Bridgestone exhausted every technical possibility to create the new Turanza T005A and demonstrated the positive results at its Ayutthaya proving ground.
RUBBER at the interface of intimate contact is the primary determinant of pleasure and safety.
Shoes, for example. You have your running shoes, your cross trainers, your tennis shoes, your football boots... Good ones can elevate your performance and enjoyment, crummy ones can ruin your ability. Crummy shoes can also ruin your knees. And so it is with tyres.
To that end, tyre design is an exact, exhaustive, continually innovative engineering effort. To corral such extremes of physics as that which a car places on its contact points – at high speeds on all manner of different surfaces wet and dry – is no mean feat.
Hence, simply looking at Bridgestone’s press release for their new flagship comfor toriented tyre, the Turanza T005A, what with its masses of graphs, diagrams, esoteric technological jargon and statistics, is enough to cause uncomfortable flashbacks to pimply teenage years sat interminably in the shadow of giant textbooks and droning lecturers.
How does the company develop, test, and today demonstrate the virtues of its shiny new touring tyre? Why, at its very own gigantic proving ground, of course!
One of many owned by Bridgestone around the world, the sprawling 130-acre complex in Ayutthaya, Thailand includes a 3.3km high-speed perimeter track, a multi-purpose test pad, dry and wet handling circuits, and a variety of surfaces mimicking results of governmental neglect that your dinky little car will have to plod over in the real world.
It is here that Bridgestone staff eagerly put us through a series of “driving experiences”, each designed to illustrate how technological elements in the new Turanza translate to real, perceptible effects.
Bridgestone clearly believes in the new T005A. Their brochure proudly presents a hexagonal spider plot confidently proclaiming improvements in all characteristics of ride comfort, quietness, wear life, fuel efficiency, dry handling and wet braking. Smoother, quieter, safer – grand claims, these. We shall see.
We start off huddled beneath a tent under the punishing Thai sun, spectators to a paradoxically wet strip of long tarmac watered by surface-level nozzles.
From afar a Camry shod with the previous-generation GR-100 tyres comes barrelling down, 4-cylinder wheezing desperately before the driver slams on the brakes and the saloon comes to a halt not far away. Another identical grey Camry, but bestowed with the new-model rubber, does the same routine, only this time terminating its screech approximately a full car-length sooner.
We have it explained to us that chamfering at the edges of the tyres’ tread ensures a flat contact surface with the road despite heavy braking loads, where previously tread-edges had a tendency to deform inwards. By Bridgestone’s measurements, this yields a like-for-like 5% improvement in wet braking distances. The engineers smile smugly.

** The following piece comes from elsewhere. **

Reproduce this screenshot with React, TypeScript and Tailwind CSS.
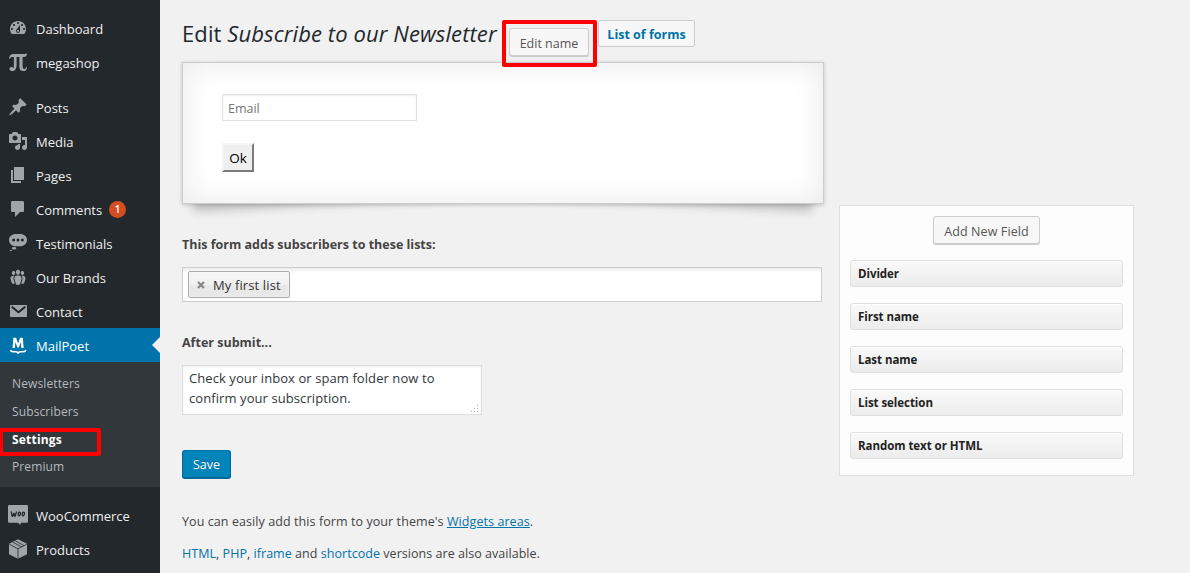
import type { ReactNode } from "react";

type IconProps = { children: ReactNode };

function Icon({ children }: IconProps) {
  return (
    <svg viewBox="0 0 20 20" className="h-5 w-5 shrink-0" fill="currentColor" fillRule="evenodd">
      {children}
    </svg>
  );
}

const icons = {
  dashboard: (
    <Icon>
      <path d="M3.76 16h12.48c1.1-1.37 1.76-3.11 1.76-5 0-4.42-3.58-8-8-8s-8 3.58-8 8c0 1.89.66 3.63 1.76 5zM10 4c.55 0 1 .45 1 1s-.45 1-1 1-1-.45-1-1 .45-1 1-1zM6 6c.55 0 1 .45 1 1s-.45 1-1 1-1-.45-1-1 .45-1 1-1zm8 0c.55 0 1 .45 1 1s-.45 1-1 1-1-.45-1-1 .45-1 1-1zm-5.37 5.55L12 7v6c0 1.1-.9 2-2 2s-2-.9-2-2c0-.57.24-1.08.63-1.45zM4 10c.55 0 1 .45 1 1s-.45 1-1 1-1-.45-1-1 .45-1 1-1zm12 0c.55 0 1 .45 1 1s-.45 1-1 1-1-.45-1-1 .45-1 1-1zm-5 3c0-.55-.45-1-1-1s-1 .45-1 1 .45 1 1 1 1-.45 1-1z" />
    </Icon>
  ),
  pi: (
    <Icon>
      <path d="M1 6.500C1.600 3.200 3 2 5.500 2H16c1.300 0 2.200-.2 2.700-.8L19 1.500C18.800 4 17.800 5 15.800 5H14.600v9.200c0 1.900.7 2.700 1.600 2.700 1.100 0 1.800-.8 1.900-2h.9c-.1 2.800-1.500 4.200-3.600 4.200-2.800 0-4-1.500-4-4.300V5H8.600v7.500c0 4.200-1.600 6.600-4.200 6.600-1.700 0-2.900-.9-2.900-2.300 0-1.200.8-1.900 1.900-1.900.9 0 1.400.5 1.800 1.400.5-.8.7-2.200.7-4.400V5H5C3.300 5 2.500 5.400 1.800 6.700z" />
    </Icon>
  ),
  post: (
    <Icon>
      <path d="M10.440 3.020l1.820-1.820 6.360 6.350-1.830 1.820c-1.050-.68-2.480-.57-3.410.36l-.75.75c-.92.93-1.040 2.350-.35 3.410l-1.830 1.820-2.410-2.410-2.800 2.790c-.42.42-3.380 2.710-3.800 2.290s1.860-3.390 2.280-3.810l2.790-2.790L4.100 9.360l1.830-1.820c1.050.69 2.480.57 3.400-.36l.75-.75c.93-.92 1.050-2.350.36-3.410z" />
    </Icon>
  ),
  media: (
    <Icon>
      <path d="M13 11V4c0-.55-.45-1-1-1h-1.670L9 1H5L3.670 3H2c-.55 0-1 .45-1 1v7c0 .55.45 1 1 1h10c.55 0 1-.45 1-1zM7 4.500c1.380 0 2.500 1.120 2.500 2.500S8.380 9.500 7 9.500 4.500 8.380 4.500 7 5.620 4.500 7 4.500zM14 6h5v10.500c0 1.380-1.120 2.500-2.500 2.500S14 17.880 14 16.500s1.120-2.500 2.500-2.500c.17 0 .34.02.5.05V9h-3V6zm-4 8.050V13h2v3.500c0 1.380-1.120 2.500-2.500 2.500S7 17.880 7 16.500 8.120 14 9.500 14c.17 0 .34.02.5.05z" />
    </Icon>
  ),
  page: (
    <Icon>
      <path d="M6 15V2h10v13H6zm-1 1h8v2H3V5h2v11z" />
    </Icon>
  ),
  comment: (
    <Icon>
      <path d="M4.500 2h10c1 0 1.500.6 1.500 1.500v8c0 1-.5 1.500-1.500 1.500H12l-5 5v-5H4.500C3.500 13 3 12.500 3 11.500v-8C3 2.600 3.500 2 4.500 2z" />
    </Icon>
  ),
  testimonial: (
    <Icon>
      <path d="M8 1h4c4 0 7 2.500 7 6s-3 6.300-7 6.300H8c-4 0-7-2.800-7-6.300s3-6 7-6zM5.600 5.600a1.500 1.500 0 100 3 1.500 1.500 0 000-3zm4.400 0a1.500 1.500 0 100 3 1.500 1.500 0 000-3zm4.400 0a1.500 1.500 0 100 3 1.500 1.500 0 000-3z" />
      <ellipse cx="6" cy="15.300" rx="2.300" ry="1.200" />
      <ellipse cx="2.900" cy="17.600" rx="1.200" ry=".7" />
    </Icon>
  ),
  groups: (
    <Icon>
      <path d="M8.030 4.460c-.29 1.280.55 3.460 1.970 3.460 1.410 0 2.250-2.180 1.960-3.460-.22-.98-1.080-1.630-1.960-1.630-.89 0-1.740.65-1.960 1.630zm-4.130.9c-.25 1.080.47 2.930 1.670 2.930s1.920-1.850 1.670-2.930c-.19-.83-.92-1.390-1.670-1.390s-1.480.56-1.670 1.390zm8.860 0c-.25 1.080.47 2.930 1.660 2.930 1.200 0 1.920-1.850 1.670-2.930-.19-.83-.92-1.390-1.670-1.390-.74 0-1.470.56-1.660 1.390zm-.59 11.430l1.250-4.300C14.200 10 12.710 8.470 10 8.470c-2.720 0-4.210 1.530-3.440 4.020l1.260 4.300C8.050 17.510 9 18 10 18c.98 0 1.940-.49 2.170-1.210zm-6.100-7.630c-.49.67-.96 1.830-.42 3.590l1.120 3.790c-.34.2-.77.31-1.200.31-.85 0-1.650-.41-1.850-1.030l-1.070-3.650c-.65-2.110.61-3.400 2.920-3.400.27 0 .54.02.79.06-.1.1-.2.22-.29.33zm8.350-.39c2.310 0 3.580 1.290 2.920 3.400l-1.070 3.650c-.2.62-1 1.030-1.850 1.030-.43 0-.86-.11-1.200-.31l1.110-3.770c.55-1.780.08-2.940-.42-3.610-.08-.11-.18-.23-.28-.33.25-.04.51-.06.79-.06z" />
    </Icon>
  ),
  email: (
    <Icon>
      <path d="M3 4h15c.7 0 1 .3 1 1v10c0 .7-.3 1-1 1H3c-.7 0-1-.3-1-1V5c0-.7.3-1 1-1zm.6 1.400c-.6.500-.4 1.100 0 1.500l6.900 5.700 6.900-5.700c.4-.4.6-1 0-1.500-.5-.4-1-.2-1.500.2l-5.400 4.300-5.400-4.300c-.5-.4-1-.6-1.500-.2z" />
    </Icon>
  ),
  mailpoet: (
    <Icon>
      <path d="M4.500 13L5.400 2.800h2.700l2 5.700 2-5.700h2.700l.9 10.200h-2.400l-.5-6-1.900 5.500H9.300L7.400 7l-.5 6z" />
      <path d="M2.700 15.600c.5 1 1.400 1.200 3 1.200h2c1.200 0 1.800.4 2.400 1.100.6-.7 1.200-1.100 2.400-1.100h2c1.600 0 2.600-.2 3.100-1.200" fill="none" stroke="currentColor" strokeWidth="1.600" strokeLinecap="round" />
    </Icon>
  ),
  woo: (
    <Icon>
      <path d="M1.500 0h17c1 0 1.500.5 1.500 1.500v14.800c0 1-.5 1.500-1.500 1.500h-5.500l-.8 2.200-2.200-2.200H1.500c-1 0-1.500-.5-1.500-1.500V1.500C0 .5.500 0 1.500 0z" />
      <g fill="none" stroke="#23282d" strokeWidth="1.300" strokeLinecap="round" strokeLinejoin="round">
        <path d="M3.300 7l1 4.500 1.700-3.200.9 3.200L8.500 7" />
        <ellipse cx="11.300" cy="9" rx="1.100" ry="1.800" transform="rotate(12 11.300 9)" />
        <ellipse cx="15.300" cy="9" rx="1.100" ry="1.800" transform="rotate(12 15.300 9)" />
      </g>
    </Icon>
  ),
  product: (
    <Icon>
      <path d="M10 .3l9 4.500v10.400l-9 4.500-9-4.500V4.800z" />
      <path d="M1.300 5.200l8.700 4.600L18.700 5.200M10 9.800v9.700M4.800 3.200l8.700 4.700M7.300 1.800l8.500 4.700" fill="none" stroke="#23282d" strokeWidth=".8" />
    </Icon>
  ),
};

type MenuEntry = { label: string; icon: ReactNode; badge?: string };

const topMenu: MenuEntry[] = [
  { label: "Dashboard", icon: icons.dashboard },
  { label: "megashop", icon: icons.pi },
];

const contentMenu: MenuEntry[] = [
  { label: "Posts", icon: icons.post },
  { label: "Media", icon: icons.media },
  { label: "Pages", icon: icons.page },
  { label: "Comments", icon: icons.comment, badge: "1" },
  { label: "Testimonials", icon: icons.testimonial },
  { label: "Our Brands", icon: icons.groups },
  { label: "Contact", icon: icons.email },
];

const shopMenu: MenuEntry[] = [
  { label: "WooCommerce", icon: icons.woo },
  { label: "Products", icon: icons.product },
];

function MenuItem({ label, icon, badge }: MenuEntry) {
  return (
    <li className="flex h-[34px] items-center pl-2 text-[#a0a5aa]">
      {icon}
      <span className="ml-2 pt-0.5 text-[13px] leading-[18px] text-[#eee]">{label}</span>
      {badge && (
        <span className="ml-[7px] flex h-[17px] w-[17px] items-center justify-center rounded-full bg-[#d54e21] pt-px text-[10px] font-semibold text-white">
          {badge}
        </span>
      )}
    </li>
  );
}

const submenu = ["Newsletters", "Subscribers", "Settings", "Premium"];

function Sidebar() {
  return (
    <nav className="h-[573px] w-40 shrink-0 overflow-hidden bg-[#23282d] pt-[11px]">
      <ul>{topMenu.map((m) => <MenuItem key={m.label} {...m} />)}</ul>
      <ul className="mt-[11px]">{contentMenu.map((m) => <MenuItem key={m.label} {...m} />)}</ul>
      <div className="relative flex h-[34px] items-center bg-[#0073aa] pl-2 text-white">
        {icons.mailpoet}
        <span className="ml-2 pt-0.5 text-[13px] leading-[18px]">MailPoet</span>
        <span className="absolute top-[9px] right-0 border-y-8 border-r-8 border-y-transparent border-r-[#f1f1f1]" />
      </div>
      <ul className="h-[125px] bg-[#32373c] pt-2">
        {submenu.map((s) =>
          s === "Settings" ? (
            <li key={s} className="relative h-[27.75px] pl-3 text-[12px] leading-[28px] font-bold tracking-[0.2px] text-white">
              {s}
              <span className="absolute top-[2.500px] left-[-1px] h-[28px] w-[102px] rounded-[2px] border-4 border-[#fe0000]" />
            </li>
          ) : (
            <li key={s} className="h-[27.75px] pl-3 text-[12px] leading-[28px] tracking-[0.12px] text-[#b4b9be]">
              {s}
            </li>
          ),
        )}
      </ul>
      <ul className="mt-[11px]">{shopMenu.map((m) => <MenuItem key={m.label} {...m} />)}</ul>
    </nav>
  );
}

function Heading() {
  return (
    <header className="flex h-[62px] items-start">
      <h1 className="w-[320px] pt-[17px] text-[22px] leading-[32px] tracking-[0.1px] whitespace-nowrap text-[#23282d]">
        Edit <em>Subscribe to our Newsletter</em>
      </h1>
      <div className="relative z-10 mt-5 flex h-[47px] w-[95px] items-start rounded-[2px] border-4 border-[#fe0000] pt-[4px] pl-[3px]">
        <button className="h-[28px] w-[80px] rounded-[3px] border border-[#ccc] bg-[#f7f7f7] pt-[4px] text-[12.500px] text-[#555] shadow-[0_1px_0_#ccc]">
          Edit name
        </button>
      </div>
      <a className="mt-5 ml-px flex h-[27px] w-[97px] items-center justify-center rounded-[2px] border border-[#ccc] bg-[#f7f7f7] pt-[3px] text-[12.500px] font-bold whitespace-nowrap text-[#0073aa]">
        List of forms
      </a>
    </header>
  );
}

function Preview() {
  return (
    <section className="relative z-0 h-[142px] w-[642px]">
      <span className="absolute bottom-[15px] left-[10px] -z-10 h-[20%] w-[300px] -rotate-3 shadow-[0_15px_10px_rgba(0,0,0,0.2)]" />
      <span className="absolute right-[10px] bottom-[15px] -z-10 h-[20%] w-[300px] rotate-3 shadow-[0_15px_10px_rgba(0,0,0,0.2)]" />
      <div className="h-full border border-[#ccc] bg-white pt-[31px] pl-[39px] shadow-[0_1px_4px_rgba(0,0,0,0.2),inset_0_0_30px_rgba(0,0,0,0.09)]">
        <div className="h-[27px] w-[195px] border border-[#e2e2e2] bg-white pt-px pl-[5px] text-[12.500px] leading-[25px] text-[#757575] shadow-[inset_0_1px_2px_rgba(0,0,0,0.07)]">
          Email
        </div>
        <button className="mt-[22px] h-[29px] w-[32px] border-2 border-t-[#f5f5f5] border-r-[#7b7b7b] border-b-[#7b7b7b] border-l-[#f5f5f5] bg-[#efefef] pt-px text-[13.500px] leading-[24px] text-black">
          Ok
        </button>
      </div>
    </section>
  );
}

function Lists() {
  return (
    <section>
      <h2 className="pt-[31px] text-[12.500px] leading-[20px] font-bold text-[#444]">This form adds subscribers to these lists:</h2>
      <div className="mt-[12px] h-[35px] w-[640px] border border-[#ccc] bg-white bg-linear-to-b from-[#eee] from-[1%] to-white to-[15%] pt-[3px] pl-[5px]">
        <div className="flex h-[27px] w-[102px] items-center rounded-[2px] border border-[#aaa] bg-linear-to-b from-[#f4f4f4] from-20% via-[#f0f0f0] via-50% to-[#e8e8e8] to-52% pl-[8px] shadow-[0_0_2px_white_inset]">
          <svg viewBox="0 0 8 8" className="h-2 w-2 shrink-0">
            <path d="M1 1l6 6M7 1L1 7" stroke="#888" strokeWidth="2.200" />
          </svg>
          <span className="ml-2 pt-[2px] text-[13px] tracking-[0.12px] whitespace-nowrap text-[#333]">My first list</span>
        </div>
      </div>
    </section>
  );
}

function AfterSubmit() {
  return (
    <section>
      <h2 className="pt-[31px] text-[12.500px] leading-[20px] font-bold text-[#444]">After submit...</h2>
      <div className="relative mt-[12px] h-[50px] w-[300px] border border-[#ddd] bg-white pt-[2px] pl-[6px] text-[13px] leading-[20px] tracking-[0.08px] whitespace-nowrap text-[#32373c] shadow-[inset_0_1px_2px_rgba(0,0,0,0.07)]">
        Check your inbox or spam folder now to
        <br />
        confirm your subscription.
        <svg viewBox="0 0 9 9" className="absolute right-[2px] bottom-px h-[9px] w-[9px]" fill="#aaa" shapeRendering="crispEdges">
          <path d="M7 1h1v1h-1zM7 4h1v1h-1zM4 4h1v1h-1zM7 7h1v1h-1zM4 7h1v1h-1zM1 7h1v1h-1z" />
        </svg>
      </div>
      <button className="mt-[35px] block h-[28px] w-[49px] rounded-[3px] border border-[#006799] border-t-[#0073aa] bg-[#0085ba] pt-[3px] text-[12.500px] text-white shadow-[0_1px_0_#006799] text-shadow-[0_-1px_1px_#006799]">
        Save
      </button>
    </section>
  );
}

function Footnotes() {
  return (
    <footer className="pt-[34px] text-[12.500px] leading-[20px] text-[#444]">
      <p className="tracking-[0.08px]">
        You can easily add this form to your theme's <a className="text-[#0073aa] underline">Widgets areas</a>.
      </p>
      <p className="mt-[12px] tracking-[0.04px]">
        <a className="text-[#0073aa]">HTML</a>, <a className="text-[#0073aa]">PHP</a>, <a className="text-[#0073aa]">iframe</a> and{" "}
        <a className="text-[#0073aa]">shortcode</a> versions are also available.
      </p>
    </footer>
  );
}

const fields = ["Divider", "First name", "Last name", "List selection", "Random text or HTML"];

function FieldPanel() {
  return (
    <aside className="mt-[205px] ml-[15px] h-[271px] w-[295px] border border-[#dfdfdf] bg-[#fdfdfd] px-[10px] pt-[10px]">
      <button className="mx-auto block h-[28px] w-[107px] rounded-[3px] border border-[#ccc] bg-[#f7f7f7] pt-[4px] text-[12.500px] tracking-[0.1px] text-[#555] shadow-[0_1px_0_#ccc]">
        Add New Field
      </button>
      <ul className="mt-[16px] flex flex-col gap-4">
        {fields.map((f) => (
          <li
            key={f}
            className="h-[27px] rounded-[3px] border border-[#dfdfdf] bg-linear-to-b from-[#f9f9f9] to-[#ececec] pl-[7px] text-[11.500px] leading-[25px] font-bold tracking-[-0.05px] text-[#222] shadow-[inset_0_1px_0_#fff]"
          >
            {f}
          </li>
        ))}
      </ul>
    </aside>
  );
}

export default function App() {
  return (
    <div className="flex h-[573px] w-[1190px] overflow-hidden bg-[#f1f1f1] font-['Open_Sans','Noto_Sans',sans-serif]">
      <Sidebar />
      <main className="flex items-start pl-[22px]">
        <div className="w-[642px]">
          <Heading />
          <Preview />
          <Lists />
          <AfterSubmit />
          <Footnotes />
        </div>
        <FieldPanel />
      </main>
    </div>
  );
}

Back-to-back rides in cars shod with old and new tyres on the rutted, rough and cut-up surfaces of the proving ground’s real-world testing section reveal that a combination of innovations does yield a surprisingly perceptible improvement in noise levels and smoothness.
Each tread block from the inside to the outside shoulder of the T005A has been given its own unique pitch and pattern to reduce resonance and improve quietness, while high-angle sipes (the diagonal slashes that join two tread trenches) soften tyre impact on the road. The end result is a ride that roars less on broken pavement.
A fine analysis during development of pressures at the contact point has also allowed Bridgestone to mould the T005A’s tread shapes into one which exerts a more uniform pressure pattern, reaping clear benefits in refinement. More robust sidewalls also minimise deflection of the car, and the instructors’ comparative lack of steering correction while driving the cars wearing the T005A is evident on observation.
Comfort aside, however, these design elements combine with a new compound infused with what Bridgestone calls Nano Pro-Tech to deliver greater surefootedness. Because what is tyre design without a healthy dose of materials engineering, and what is comfort without a confidence of gait and control?
Behind the sci-fi name, Bridgestone’s trademarked technology is claimed to strengthen the bond between silica and polymer, reducing heat generation and energy loss.
All that scientific mumbo jumbo is well and good, but after the pottering around, we are keen to get a first-hand feel of how they all come together at high speed. Bridgestone obliges us, and we’re unleashed on the handling tracks and high-speed perimeter road, where we scoot through lane changes, slaloms and full emergency brake stops.
Does the new tyre acquit itself better than the previous tyre? Yes. Does it grip harder and convey that all-important assurance of safety? Yes. Is it, as its maker claims, quieter, smoother, safer? Yes.